Мы — пятеро «фезеушников» — стоим в стороне от пакгауза. Нас никто не провожает. В ФЗУ на дорогу мы дополнительно получили по буханке хлеба («по булке на нос») и по паре новых рабочих ботинок, расписались за все, повернулись и ушли на войну, оставив «бронированных» прозябать в тылу. Пятеро — это Васька, Сучок, я и еще двое кочегаров из соседнего вагона. Мы «свои» и настороженно жмемся друг к другу, с завистью поглядывая на добротные полушубки деревенских новобранцев. У каждого из нас в руке своя «шарманка», а под мышкой «булка хлеба». Морозит крепко. Наши стиранные ватники не для Сибири, да и в ботинках долго не устоишь на одном месте.
Мимо в окружении красноармейцев деловито проходит начальник (командир, старший по составу), перепоясанный портупеей, со «шпалой» в петлице (капитан!). Мы с какой-то непривычной боязнью и опаской смотрим ему вслед.
Задом подают состав. На последнем вагоне обыденно висит стрелочник с красным флажком. Вагоны лязгают буферами, медленно перестукивая на разошедшихся в сильный мороз стыках. «Три коротких — стоп!» Скрипнули тормозные колодки, и откуда- то с головы состава над толпой запрыгала разноголосая и долгожданная команда:
— По ваго-о-нам!
Мы быстро находим свою видавшую виды теплушку, отбрасываем засов и, обгоняя друг друга, лезем в вагон. Там привычные четыре нары по восемь человек на каждую. Лучшая из них задняя нижняя. Но на ней уже кто-то разлегся. Этот «кто-то» — Володька Набатов, эвакуированный из Подмосковья, мой будущий курсантский друг. О нем я еще буду говорить целый год. А сейчас Володька сумел вскарабкаться на вагон, с крыши пролезть в боковую форточку около потолка и как фраер разлечься в пустом вагоне, с превосходством победителя рассматривая нас.
Васька, потеснив Володьку, ложится у входа: если что, сразу можно смыться. Правда, это ему уже не поможет, и скоро затравленным зверем он будет метаться по вагону, пока не выбросится в открытую дверь. За Володькой устраивается Сучок, потом кочегары и городские. Я замешкался и должен довольствоваться местом в дальнем углу. Там «сифонит» из щелей и форточки. Я пытаюсь залезть между кочегарами и во весь свой зычный голос «качаю права».
— Эй, Труба, заткнись! — кричит, очевидно мне, тот самый Володька.
Я делаю вид, что это меня не касается, потом огрызаюсь и, наконец, смиряюсь со своей участью.
В широко раскрытых дверях появляются сидоры. Их заталкивают в вагон слезливые мамаши и «деды». За сидорами, неуклюже шлепая валенками, появляются деревенские новобранцы — «куркули». По вагону растекается терпкий запах самогона, овчины, пшеничных сухарей и лежалого сала.

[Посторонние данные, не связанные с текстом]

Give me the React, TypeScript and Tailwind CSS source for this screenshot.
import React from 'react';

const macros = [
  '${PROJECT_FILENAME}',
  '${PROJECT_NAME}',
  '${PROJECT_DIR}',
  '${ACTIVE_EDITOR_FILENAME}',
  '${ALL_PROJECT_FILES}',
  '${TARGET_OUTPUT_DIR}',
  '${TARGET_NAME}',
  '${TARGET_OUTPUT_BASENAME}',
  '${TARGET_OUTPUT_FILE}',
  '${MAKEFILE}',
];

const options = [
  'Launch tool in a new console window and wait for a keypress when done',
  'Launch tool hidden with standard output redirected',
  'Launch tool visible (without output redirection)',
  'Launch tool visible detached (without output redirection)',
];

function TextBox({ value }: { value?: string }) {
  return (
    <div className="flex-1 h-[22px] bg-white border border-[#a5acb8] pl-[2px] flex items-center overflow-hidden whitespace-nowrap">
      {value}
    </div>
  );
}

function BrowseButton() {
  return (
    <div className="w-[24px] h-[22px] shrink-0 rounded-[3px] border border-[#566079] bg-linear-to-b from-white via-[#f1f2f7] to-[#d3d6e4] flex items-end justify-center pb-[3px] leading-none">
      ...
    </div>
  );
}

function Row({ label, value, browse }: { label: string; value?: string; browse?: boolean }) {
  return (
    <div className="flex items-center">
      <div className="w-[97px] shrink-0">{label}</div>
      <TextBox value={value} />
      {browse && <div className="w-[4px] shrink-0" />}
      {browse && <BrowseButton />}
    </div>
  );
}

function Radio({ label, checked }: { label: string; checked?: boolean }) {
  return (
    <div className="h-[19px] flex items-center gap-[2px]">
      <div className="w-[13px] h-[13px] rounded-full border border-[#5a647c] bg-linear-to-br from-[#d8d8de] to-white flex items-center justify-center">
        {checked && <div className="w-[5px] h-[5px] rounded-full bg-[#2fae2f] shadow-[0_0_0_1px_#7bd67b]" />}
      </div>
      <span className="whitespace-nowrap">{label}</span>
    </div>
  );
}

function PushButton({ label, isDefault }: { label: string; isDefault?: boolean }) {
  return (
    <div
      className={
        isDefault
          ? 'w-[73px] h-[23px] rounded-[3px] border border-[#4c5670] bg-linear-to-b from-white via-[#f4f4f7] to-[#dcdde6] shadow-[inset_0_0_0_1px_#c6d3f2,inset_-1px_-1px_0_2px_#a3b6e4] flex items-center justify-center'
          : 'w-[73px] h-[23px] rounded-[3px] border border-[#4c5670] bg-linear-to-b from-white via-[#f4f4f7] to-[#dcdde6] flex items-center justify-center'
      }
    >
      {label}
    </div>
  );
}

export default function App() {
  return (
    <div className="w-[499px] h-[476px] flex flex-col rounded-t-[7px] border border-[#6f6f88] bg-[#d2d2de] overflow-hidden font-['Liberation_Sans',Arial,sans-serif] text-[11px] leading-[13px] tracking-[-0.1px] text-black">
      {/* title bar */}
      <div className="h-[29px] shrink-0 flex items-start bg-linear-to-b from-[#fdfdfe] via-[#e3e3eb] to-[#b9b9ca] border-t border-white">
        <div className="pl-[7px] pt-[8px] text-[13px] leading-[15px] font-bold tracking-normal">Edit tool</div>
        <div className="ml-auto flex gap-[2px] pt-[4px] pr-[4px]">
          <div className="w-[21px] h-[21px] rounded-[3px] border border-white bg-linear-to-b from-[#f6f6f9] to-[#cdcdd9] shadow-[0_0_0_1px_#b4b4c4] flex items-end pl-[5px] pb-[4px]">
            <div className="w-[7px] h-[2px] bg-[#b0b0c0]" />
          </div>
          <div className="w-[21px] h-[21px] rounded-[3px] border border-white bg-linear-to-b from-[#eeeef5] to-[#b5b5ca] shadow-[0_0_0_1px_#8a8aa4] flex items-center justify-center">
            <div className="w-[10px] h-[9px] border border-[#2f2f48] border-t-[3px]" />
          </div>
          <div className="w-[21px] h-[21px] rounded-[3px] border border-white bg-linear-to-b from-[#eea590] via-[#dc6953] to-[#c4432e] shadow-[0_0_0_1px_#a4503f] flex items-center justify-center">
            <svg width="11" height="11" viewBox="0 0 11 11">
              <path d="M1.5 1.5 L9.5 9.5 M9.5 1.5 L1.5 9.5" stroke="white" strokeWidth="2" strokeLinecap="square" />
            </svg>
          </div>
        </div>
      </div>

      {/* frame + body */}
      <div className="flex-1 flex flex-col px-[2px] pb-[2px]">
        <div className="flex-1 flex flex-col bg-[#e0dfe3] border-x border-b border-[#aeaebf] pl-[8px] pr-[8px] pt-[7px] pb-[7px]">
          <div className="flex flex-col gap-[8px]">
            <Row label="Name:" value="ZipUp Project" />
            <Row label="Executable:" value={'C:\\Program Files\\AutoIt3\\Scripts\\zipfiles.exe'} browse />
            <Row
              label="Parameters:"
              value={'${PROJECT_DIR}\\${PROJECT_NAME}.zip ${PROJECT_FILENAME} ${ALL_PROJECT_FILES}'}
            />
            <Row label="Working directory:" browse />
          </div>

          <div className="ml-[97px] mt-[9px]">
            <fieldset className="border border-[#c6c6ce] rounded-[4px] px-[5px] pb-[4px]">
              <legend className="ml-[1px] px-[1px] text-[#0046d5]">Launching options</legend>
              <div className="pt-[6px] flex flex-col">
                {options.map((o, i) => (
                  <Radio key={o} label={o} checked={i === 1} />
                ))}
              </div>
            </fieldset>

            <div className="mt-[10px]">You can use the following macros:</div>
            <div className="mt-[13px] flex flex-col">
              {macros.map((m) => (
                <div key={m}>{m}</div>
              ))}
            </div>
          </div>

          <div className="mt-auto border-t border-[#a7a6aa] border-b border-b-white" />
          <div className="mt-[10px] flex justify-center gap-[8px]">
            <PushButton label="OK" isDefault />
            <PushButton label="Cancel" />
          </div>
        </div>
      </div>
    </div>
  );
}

Этот запах надсадно раздувает наши ноздри и сладким осадком ложится на стенки пустых желудков. (Наверно, такое же чувство возникает у ночных волков, оказавшихся вблизи деревенских овчарен.) Куркули деловито лезут на нары и раскладывают там свои пожитки. Потом все собираются у дверей, снимают добротные полушубки, отдают их родителям и остаются в заплатанных задрипанных «кацавейках». Казалось бы, обычный деловой ритуал (личные вещи обратно не высылаются) здесь оборачивается новым приливом женского рева и причитаний. Прощание со своими кровными чадами может быть навсегда, навечно, тяжело смотрится и со стороны. Люди в это время обнажаются, и ты как будто подглядываешь недозволенное. Сопровождающая команда пытается отогнать толпу, но это только подливает масла в огонь.
Нам махать некому. Посередине вагона печка. Около нее в железном ящике заготовлены уголь и щепки «на разжижку».
— А ну, сторонись! — толкает Васька заднего куркуля и подходит к буржуйке. И вот уже язычок пламени скользнул по бумаге, перескочил на щепку, пытается спрятаться, но все равно видно, как он суетливо и жадно прыгает по мелко наструганной щепе… можно сыпать уголь…
Наконец, сквозь женский плач вдоль всего состава для кого похоронно-протяжный, а для кого волнующе-зовущий раздается «один длинный — вперед!». Состав медленно набирает скорость. Люди пытаются бежать, отстают и вот уже последняя зареванная баба, уткнувшись в платок, падает на сугроб.